The Spill: Head High Wines brings Sonoma County wines at affordable price
Head High Wines was named for a surfing term related to the size of the waves matching the height of the surfer, but the name could be attributable to the concept of holding one’s head high, being proud, confident for doing one’s best.
“Head High Wines was created based on a lack of true-to-character, affordable pinot noir as well as a commitment to something larger,” said Bill Price, co-founder of Head High. “Much of the pinot noir I tried at the entry level in the market, did not accurately represent what a pinot noir should be. Some were tasty, but not true to the varietal. Head High was created in a response to that ‒ to be approachable and true to the varietal ‒ and in addition, as a brand that is committed to sustainability, the ocean, and the organizations that support them, reflective of my love of surfing, the ocean, and the outdoors.”
Price, a longtime surfer, also owns Three Sticks Wines in Sonoma, and Price Family Estates Vineyards, which includes storied Sonoma County vineyards such as Durell, Gap’s Crown, Walala, and One Sky. Born in California, Price spent some of his youth in Hawaii and still has a love of surfing, which he shared with Head High co-founder Sam Spencer, who is no longer involved with the project.

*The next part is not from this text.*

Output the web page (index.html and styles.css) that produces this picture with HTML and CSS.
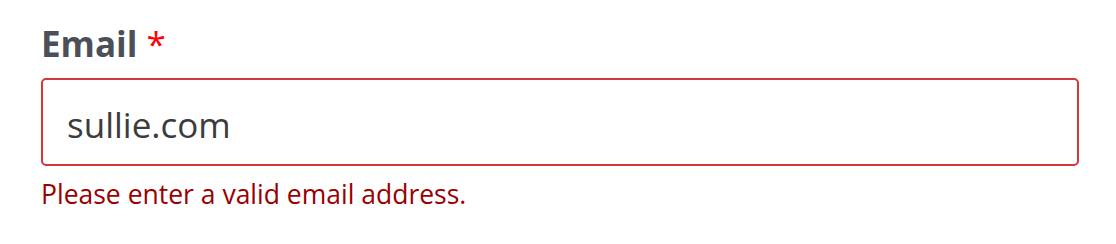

At the forefront of this label is the desire to put on the table of wine drinkers a quality wine at a lower price point than Three Sticks for example, while wrapping it in a philanthropic, eco-friendly package.
“This winery was created with the dual desire to get fantastic Sonoma pinot noir affordably into people’s hands and make a difference in the world while doing that,” said Prema Behan, chief operating officer of Three Sticks.

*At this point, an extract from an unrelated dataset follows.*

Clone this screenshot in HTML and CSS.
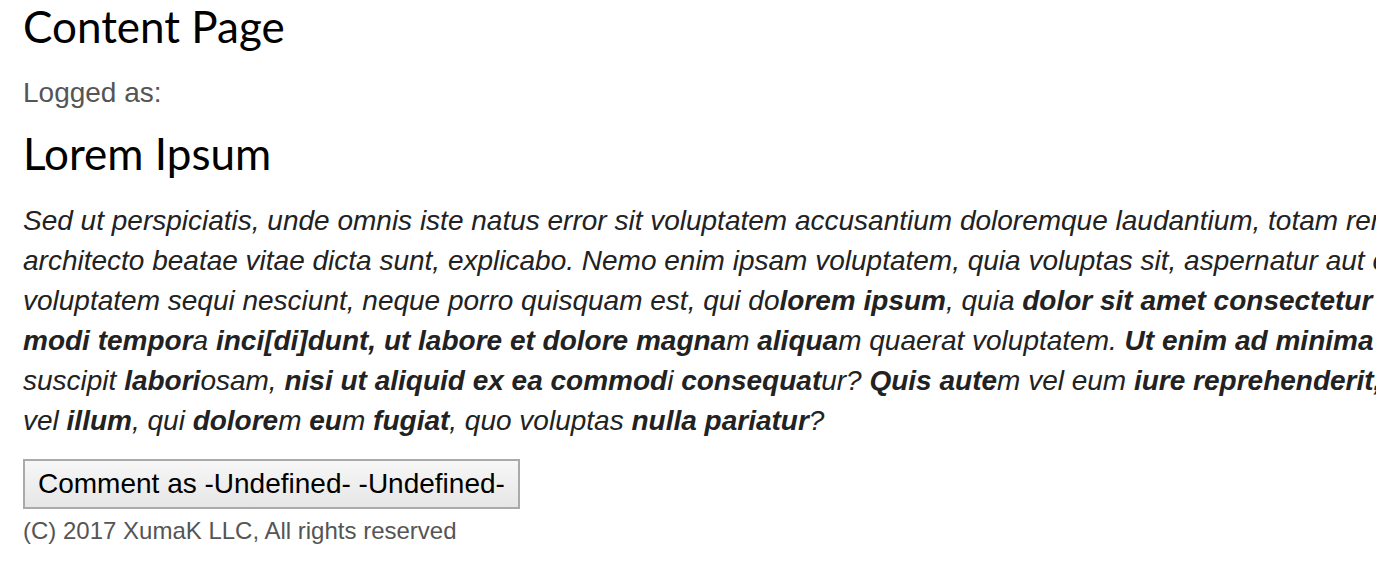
FILE: index.html
```html
<!DOCTYPE html>
<html lang="en">
<head>
<meta charset="utf-8">
<title>Content Page</title>
<link rel="stylesheet" href="styles.css">
</head>
<body>
<div class="page">
  <h1 class="title">Content Page</h1>
  <p class="logged">Logged as:</p>
  <h2 class="subtitle">Lorem Ipsum</h2>
  <p class="text">Sed ut perspiciatis, unde omnis iste natus error sit voluptatem accusantium doloremque laudantium, totam rem aperiam eaque ipsa, quae ab illo inventore veritatis et quasi<br>architecto beatae vitae dicta sunt, explicabo. Nemo enim ipsam voluptatem, quia voluptas sit, aspernatur aut odit aut fugit, sed quia consequuntur magni dolores eos, qui ratione<br>voluptatem sequi nesciunt, neque porro quisquam est, qui do<b>lorem ipsum</b>, quia <b>dolor sit amet consectetur adipisci[ng] velit, sed quia non numquam [do] eius<br>modi tempor</b>a <b>inci[di]dunt, ut labore et dolore magna</b>m <b>aliqua</b>m quaerat voluptatem. <b>Ut enim ad minima veniam, quis nostru</b>m <b>exercitation</b>em <b>ullam corporis</b><br>suscipit <b>labori</b>osam, <b>nisi ut aliquid ex ea commod</b>i <b>consequat</b>ur? <b>Quis aute</b>m vel eum <b>iure reprehenderit, qui in ea voluptate velit esse</b>, quam nihil <b>molestiae consequat</b>ur,<br>vel <b>illum</b>, qui <b>dolore</b>m <b>eu</b>m <b>fugiat</b>, quo voluptas <b>nulla pariatur</b>?</p>
  <button class="comment-btn" type="button">Comment as -Undefined- -Undefined-</button>
  <p class="footer">(C) 2017 XumaK LLC, All rights reserved</p>
</div>
</body>
</html>
```

FILE: styles.css
```css
html {
  overflow: hidden;
}
body {
  margin: 0;
  background: #fff;
  font-family: "Liberation Sans", Arial, Helvetica, sans-serif;
}
.page {
  padding: 0 23px;
  width: 2300px;
  display: flex;
  flex-direction: column;
  align-items: flex-start;
}
.title {
  font-family: Lato, "Noto Sans", sans-serif;
  font-weight: 400;
  font-size: 44px;
  line-height: 52px;
  margin: 0;
  color: #000;
}
.logged {
  font-size: 28px;
  line-height: 34px;
  margin: 24px 0 0;
  color: #555;
}
.subtitle {
  font-family: Lato, "Noto Sans", sans-serif;
  font-weight: 400;
  font-size: 44px;
  line-height: 54px;
  margin: 16px 0 0;
  color: #000;
}
.text {
  font-size: 28px;
  line-height: 40px;
  font-style: italic;
  color: #222;
  margin: 21px 0 0;
  white-space: nowrap;
}
.text b {
  font-weight: 700;
}
.comment-btn {
  margin-top: 18px;
  font-family: "Liberation Sans", Arial, sans-serif;
  font-size: 28px;
  color: #000;
  height: 50px;
  padding: 0 13px;
  border: 2px solid #aaa;
  background: linear-gradient(#f7f7f7, #e6e6e6);
}
.footer {
  font-size: 24px;
  line-height: 30px;
  color: #555;
  margin: 7px 0 0;
}
```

Made by winemaker Brittany Richards, Head High’s varietal focus is on chardonnay and pinot noir, which are also part of Three Sticks’ portfolio. Head High chardonnay is $20 compared to Three Sticks’ chardonnay that starts at $55 per bottle. Head High pinot noir is $30, compared to Three Sticks’ pinot noir at $70. Head High sources grapes from some of Price’s vineyards, the same ones that go into Three Sticks, and other growers.
“Our wineries look to farming first. We decided to use our tremendous relationships with Sonoma grape growers along with our own extensive vineyard properties to craft an approachable, delicious, 100 percent real pinot noir from Sonoma County that gives back to protect the environment,” Behan said. “As farmers, winemakers and adventurers ourselves, nothing could be more important or fulfilling to us. Head High is imbued with a spirit of adventure, fun and love of life, with a real focus on what’s important.”

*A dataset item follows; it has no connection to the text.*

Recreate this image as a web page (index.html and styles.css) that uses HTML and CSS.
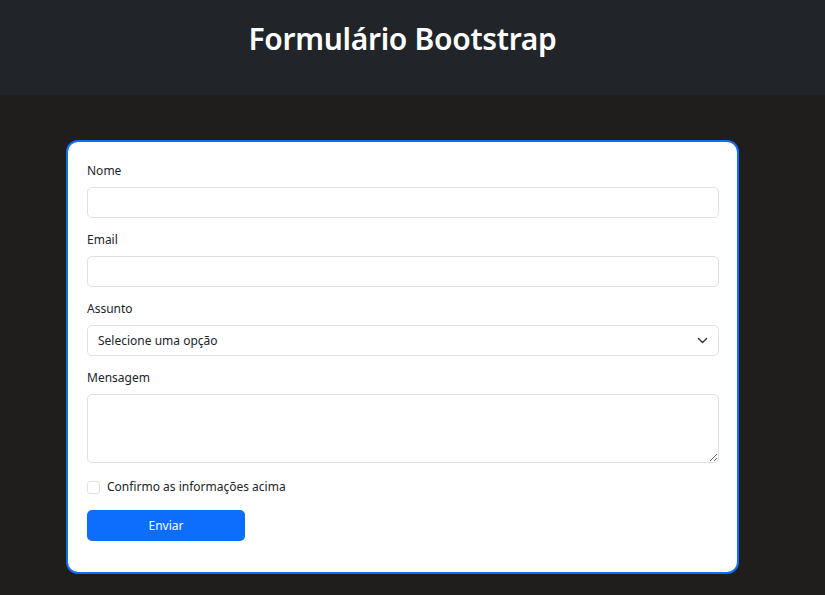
FILE: index.html
```html
<!DOCTYPE html>
<html lang="pt-BR">
<head>
<meta charset="utf-8">
<title>Formulário Bootstrap</title>
<link rel="stylesheet" href="styles.css">
</head>
<body>
<header class="topbar">
  <h1 class="title">Formulário Bootstrap</h1>
</header>
<main class="main">
  <form class="card">
    <div class="field">
      <label class="label" for="nome">Nome</label>
      <input class="control" id="nome" type="text">
    </div>
    <div class="field">
      <label class="label" for="email">Email</label>
      <input class="control" id="email" type="email">
    </div>
    <div class="field">
      <label class="label" for="assunto">Assunto</label>
      <div class="select-wrap">
        <select class="control select" id="assunto">
          <option>Selecione uma opção</option>
        </select>
        <svg class="chev" width="12" height="12" viewBox="0 0 16 16"><path d="M2 5l6 6 6-6" fill="none" stroke="#343a40" stroke-width="2" stroke-linecap="round" stroke-linejoin="round"/></svg>
      </div>
    </div>
    <div class="field">
      <label class="label" for="msg">Mensagem</label>
      <textarea class="control area" id="msg"></textarea>
    </div>
    <div class="check-row">
      <input class="check" id="conf" type="checkbox">
      <label class="check-label" for="conf">Confirmo as informações acima</label>
    </div>
    <button class="btn" type="button">Enviar</button>
  </form>
</main>
</body>
</html>
```
FILE: styles.css
```css
* { box-sizing: border-box; }
html, body { margin: 0; padding: 0; }
body {
  background: #1f1e1c;
  font-family: "Noto Sans", "Open Sans", sans-serif;
  color: #212529;
  height: 595px;
  overflow: hidden;
}
.topbar {
  background: #212529;
  height: 95px;
  padding: 19px 20px 0 0;
}
.title {
  margin: 0;
  text-align: center;
  color: #fff;
  font-size: 30px;
  font-weight: 600;
  line-height: 40px;
  letter-spacing: -0.3px;
}
.main {
  padding: 45px 0 0 66px;
}
.card {
  width: 673px;
  background: #fff;
  border: 2px solid #0d6efd;
  border-radius: 12px;
  padding: 19px 18px 18px 19px;
  display: flex;
  flex-direction: column;
}
.field {
  display: flex;
  flex-direction: column;
  margin-bottom: 12px;
}
.label {
  font-size: 12px;
  line-height: 20px;
  margin-bottom: 6px;
}
.control {
  display: block;
  width: 100%;
  height: 31px;
  border: 1px solid #dee2e6;
  border-radius: 5px;
  background: #fff;
  font-family: inherit;
  font-size: 12px;
  color: #212529;
  padding: 0 10px;
  outline: none;
}
.select-wrap { position: relative; }
.select {
  appearance: none;
  -webkit-appearance: none;
}
.chev {
  position: absolute;
  right: 11px;
  top: 10px;
  width: 11px;
  height: 11px;
}
.area {
  height: 69px;
  resize: vertical;
  padding: 5px 10px;
}
.check-row {
  display: flex;
  align-items: center;
  height: 20px;
  margin-top: 2px;
  margin-bottom: 13px;
}
.check {
  appearance: none;
  -webkit-appearance: none;
  width: 13px;
  height: 13px;
  margin: 0 7px 0 0;
  border: 1px solid #dee2e6;
  border-radius: 3px;
  background: #fff;
}
.check-label {
  font-size: 12px;
  line-height: 20px;
}
.btn {
  width: 158px;
  height: 31px;
  border: none;
  border-radius: 5px;
  background: #0d6efd;
  color: #fff;
  font-family: inherit;
  font-size: 12px;
  margin-bottom: 13px;
}
```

A percentage of each bottle of Head High sold is donated to social and environmental organizations such as Sustainable Surf and the Sonoma Valley Education Foundation. They have pledged to continue to support those and other local organizations.
“‘Be Committed’ is our tagline,” Behan said.
Head High does not have a tasting room, but wine can be purchased on the website HeadHighWines.com.